Starting point is 00:33:28 But certainly template-driven, I mean, we have, again, where I'm now, we have a system where there's templates that generate SQL from some Clojure script and so on. And effectively, it's a rebuilding of a template ETL engine. I guess the reasons they're not used in your sort of environments is, I'd imagine, you know, things like, I think the whole thing of having a graphical interface that you have to kind of step through things very kind of like, you know, in a certain way, that just does not lend itself to being used in environments where people are used to using like GitHub

Starting point is 00:33:57 and they're used to using kind of, you know, code and all that. So I think there's a cultural difference there for a start. And a lot of these tools are based on Windows. And again, where I am now, there isn't a single windows locked machine in the building so that in a practical sense doesn't help um cost the other thing yeah the other thing there is also like the pricing flash yeah exactly all all these new hipsters want open source tools myself included and i think historical tools are not open. Well, I think there's the open source and closed thing, but there's also the cost. I mean,

Starting point is 00:34:27 if you think about the cost of a tool like Data Integrator, you're talking kind of like, an average Oracle deal size used to be 100 grand, and nobody's ever going to spend that sort of money on something that you'd rather build yourself anyway and learn from that process. But there's interesting things there.
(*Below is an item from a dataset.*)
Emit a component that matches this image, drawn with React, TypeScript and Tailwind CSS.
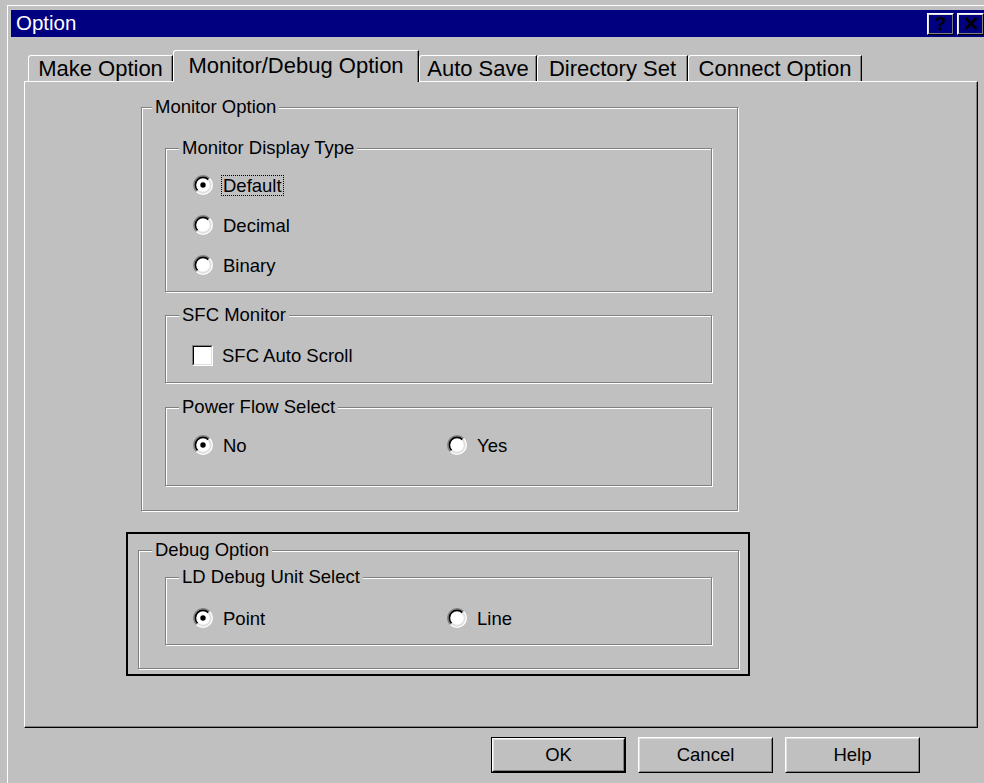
import React from "react";

type Tab = { label: string; w: string; active?: boolean };

const TABS: Tab[] = [
  { label: "Make Option", w: "w-[145px]" },
  { label: "Monitor/Debug Option", w: "w-[246px]", active: true },
  { label: "Auto Save", w: "w-[118px]" },
  { label: "Directory Set", w: "w-[151px]" },
  { label: "Connect Option", w: "w-[174px]" },
];

function arcPath(r: number, upperLeft: boolean) {
  const c = 10;
  const bl = [c + r * Math.cos((3 * Math.PI) / 4), c + r * Math.sin((3 * Math.PI) / 4)];
  const tr = [c + r * Math.cos(-Math.PI / 4), c + r * Math.sin(-Math.PI / 4)];
  return upperLeft
    ? `M${bl[0]} ${bl[1]} A${r} ${r} 0 0 1 ${tr[0]} ${tr[1]}`
    : `M${tr[0]} ${tr[1]} A${r} ${r} 0 0 1 ${bl[0]} ${bl[1]}`;
}

function RadioMark({ checked }: { checked?: boolean }) {
  return (
    <svg width="20" height="20" viewBox="0 0 20 20" className="shrink-0">
      <circle cx="10" cy="10" r="7.6" fill="#fff" />
      <path d={arcPath(9.2, true)} stroke="#808080" strokeWidth="1.6" fill="none" />
      <path d={arcPath(9.2, false)} stroke="#ffffff" strokeWidth="1.6" fill="none" />
      <path d={arcPath(7.6, true)} stroke="#000000" strokeWidth="1.6" fill="none" />
      <path d={arcPath(7.6, false)} stroke="#dfdfdf" strokeWidth="1.6" fill="none" />
      {checked && <circle cx="10" cy="10" r="2.7" fill="#000" />}
    </svg>
  );
}

function Radio({ label, checked, focused }: { label: string; checked?: boolean; focused?: boolean }) {
  return (
    <div className="flex h-[20px] items-center gap-[8px]">
      <RadioMark checked={checked} />
      <span
        className={
          focused
            ? "border border-dotted border-black px-[1px] leading-[19px]"
            : "border border-transparent px-[1px] leading-[19px]"
        }
      >
        {label}
      </span>
    </div>
  );
}

function CheckBox({ label }: { label: string }) {
  return (
    <div className="flex h-[20px] items-center gap-[9px]">
      <div className="h-[21px] w-[21px] border border-b-white border-l-[#808080] border-r-white border-t-[#808080]">
        <div className="h-full w-full border-[1.5px] border-b-[#dfdfdf] border-l-black border-r-[#dfdfdf] border-t-black bg-white" />
      </div>
      <span className="leading-[19px]">{label}</span>
    </div>
  );
}

function Group({
  label,
  className,
  labelLeft = "left-[13px]",
  children,
}: {
  label: string;
  className: string;
  labelLeft?: string;
  children?: React.ReactNode;
}) {
  return (
    <div
      className={`relative border border-[#808080] shadow-[inset_1px_1px_0_#ffffff,1px_1px_0_#ffffff] ${className}`}
    >
      <span className={`absolute top-[-11px] ${labelLeft} bg-[#c0c0c0] px-[3px] leading-[20px]`}>
        {label}
      </span>
      {children}
    </div>
  );
}

function Bevel({ children, className }: { children: React.ReactNode; className?: string }) {
  return (
    <div className={`border border-b-black border-l-white border-r-black border-t-white ${className ?? ""}`}>
      <div className="flex h-full w-full items-center justify-center border border-b-[#808080] border-l-[#dfdfdf] border-r-[#808080] border-t-[#dfdfdf]">
        {children}
      </div>
    </div>
  );
}

function DialogButton({ label, isDefault }: { label: string; isDefault?: boolean }) {
  if (isDefault) {
    return (
      <div className="h-[36px] w-[135px] border-[1.5px] border-black">
        <Bevel className="h-full w-full">{label}</Bevel>
      </div>
    );
  }
  return <Bevel className="h-[36px] w-[135px]">{label}</Bevel>;
}

export default function App() {
  return (
    <div className="h-[783px] w-[984px] overflow-hidden bg-[#c0c0c0] pl-[7px] pt-[5px] font-['Liberation_Sans',Arial,sans-serif] text-[18.5px] text-black">
      <div className="h-full border-l border-t border-l-white border-t-white pl-[3px] pt-[4px]">
        {/* caption */}
        <div className="flex h-[27px] items-center justify-between bg-[#000080] pl-[5px]">
          <span className="text-[20.5px] leading-none text-white">Option</span>
          <div className="flex gap-[3px]">
            <Bevel className="h-[22px] w-[27px]">
              <span className="text-[19px] font-bold leading-none">?</span>
            </Bevel>
            <Bevel className="h-[22px] w-[27px]">
              <svg width="14" height="13" viewBox="0 0 14 13">
                <path d="M1.5 1 L12.5 12 M12.5 1 L1.5 12" stroke="#000" strokeWidth="2.8" />
              </svg>
            </Bevel>
          </div>
        </div>

        {/* tab strip */}
        <div className="mt-[13px] flex h-[31px] items-end pl-[17px] text-[22px]">
          {TABS.map((t) =>
            t.active ? (
              <div
                key={t.label}
                className={`relative z-10 -mb-[1px] flex h-[32px] ${t.w} items-center justify-center rounded-tl-[3px] border-l border-r border-t border-l-white border-r-black border-t-white bg-[#c0c0c0] pb-[3px] shadow-[inset_-1px_0_0_#808080]`}
              >
                {t.label}
              </div>
            ) : (
              <div
                key={t.label}
                className={`flex h-[26px] ${t.w} items-center justify-center rounded-tl-[3px] border-l border-r border-t border-l-white border-r-black border-t-white shadow-[inset_-1px_0_0_#808080]`}
              >
                {t.label}
              </div>
            )
          )}
        </div>

        {/* tab page */}
        <div className="ml-[13px] h-[647px] w-[954px] border border-b-black border-l-white border-r-black border-t-white">
          <div className="h-full w-full border-b border-r border-b-[#808080] border-r-[#808080] pl-[116px] pt-[25px]">
            <Group label="Monitor Option" className="h-[404px] w-[597px] pl-[23px] pt-[40px]" labelLeft="left-[10px]">
              <Group label="Monitor Display Type" className="h-[144px] w-[547px] pl-[27px] pt-[26px]">
                <div className="flex flex-col gap-[20px]">
                  <Radio label="Default" checked focused />
                  <Radio label="Decimal" />
                  <Radio label="Binary" />
                </div>
              </Group>
              <Group label="SFC Monitor" className="mt-[23px] h-[68px] w-[547px] pl-[26px] pt-[29px]">
                <CheckBox label="SFC Auto Scroll" />
              </Group>
              <Group label="Power Flow Select" className="mt-[24px] h-[79px] w-[547px] pl-[27px] pt-[27px]">
                <div className="flex">
                  <div className="w-[254px]">
                    <Radio label="No" checked />
                  </div>
                  <Radio label="Yes" />
                </div>
              </Group>
            </Group>

            <div className="-ml-[15px] mt-[21px] h-[144px] w-[624px] border-2 border-black pl-[10px] pt-[16px]">
              <Group label="Debug Option" className="h-[119px] w-[601px] pl-[26px] pt-[26px]">
                <Group label="LD Debug Unit Select" className="h-[68px] w-[547px] pl-[27px] pt-[30px]">
                  <div className="flex">
                    <div className="w-[254px]">
                      <Radio label="Point" checked />
                    </div>
                    <Radio label="Line" />
                  </div>
                </Group>
              </Group>
            </div>
          </div>
        </div>

        {/* dialog buttons */}
        <div className="mt-[9px] flex justify-end gap-[12px] pr-[64px]">
          <DialogButton label="OK" isDefault />
          <DialogButton label="Cancel" />
          <DialogButton label="Help" />
        </div>
      </div>
    </div>
  );
}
Starting point is 00:34:44 Another thing you said about was the deployment of code into different environments so this thing about you know being able to deploy into uh into into test or development but one thing you did say then that i don't think was addressed by those old tools was the different way that you know if you're deploying into production the database volume what might be different or or you know you might deploy different code into different environments because of the because of the i suppose the the size of it um that that isn't taken care of um and uh but yeah i mean general it sounds like what you're you're putting forward there is is a is a is a kind of spec for an etl tool and it's interesting you mentioned maxim and airflow because yeah i want it that tool deliberately stops at the point of being just, you know,

Starting point is 00:35:26 maybe describe what Airflow is for people just in case people aren't aware of what it is and tell us what it involves and what problem it solves first of all. Yeah, Airflow is an orchestration tool which is just a fancy term for being a really fancy cron job. So you can say run this job at nine and I have this other job that I would like to get run at 10 but it has a dependency on the 9 a.m job so please only run it either at 10 a.m or whenever the dependency gets done okay okay and and so but again that deliberately stops at a certain point it's very much done in code um it's not done perfectly um but you know but one other question I wanted to ask you before we get on to uh you know, the next bit is, why did, it sounds like it's all on-premises sort of systems you've got.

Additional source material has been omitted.